As Larry explains, "Taking a large warehouse space and making it suitable for music is more complex than simply filling the space with stuffy material that absorbs sound. Different materials absorb different kinds and different amounts of sound. Our task was to figure out precisely how much and what kind of absorptive material to use and then where and how to install it.
Our approach was to remove the objectionable reverberating sounds gradually. In this way, we could mold the sound characteristics of the space by adding different kinds of absorptive acoustic materials then run sound tests and add more specific material as needed. We knew we could not transform this warehouse space into a concert hall, but we wanted to get as much as we could out of the space, acoustically speaking. "

Larry prepared each corner area prior to installing an additional baffle. First he moved the AWPD (read further for an explanation of this device).


Then he climbed to up to the ceiling to clear away extraneous materials .

A commercially purchased baffle was ready to hang.





The next picture shows a close-up view of the textures on the commercial baffle and the Joe-and-Larry devised AWPD.


Larry continues, "We used three different materials to absorb sound. Carpet for high frequencies, open cell melamine hanging foam baffles for mid range sound and thick compressed fiberglass insulation for low frequency sound. Our greatest challenge was reducing low frequencies, which are hard to control in a large warehouse. My technical advisor, Joe Crawford (Stony Mountain Recording Studio), gave me the technical criteria needed to solve the problem and I set out to invent a suitable fixture. I manufactured 14 tall, hollow, freestanding fixtures with a curved surface, which I named, “Arched Wave Pattern Diffuser” or AWPD’s. I then filled them with ever increasing amounts of fiberglass insulation until we arrived at the sound quality that we were looking for."

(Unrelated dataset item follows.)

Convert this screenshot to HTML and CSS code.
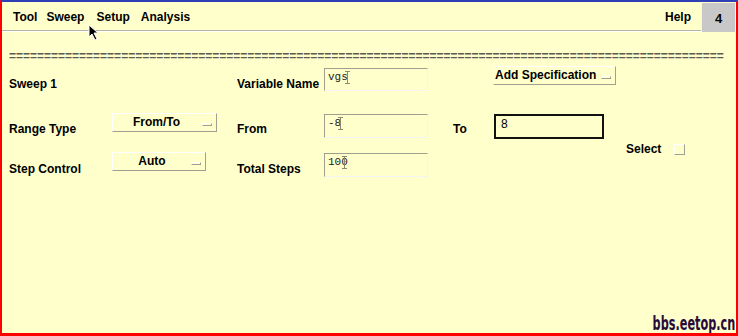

The back view of an AWPD shows the rolls of fiberglass secured by strips of particle board.


Once the extra baffles were in place, Joe and Larry set up their sound equipment.


A reference microphone stands on top a table.


Joe's laptop computer shows a three dimensional graph of the sounds produced when they played a CD.

As Larry asserts, "The project has been a very satisfying sonic adventure and should provide suitable acoustics for musical events far into the future."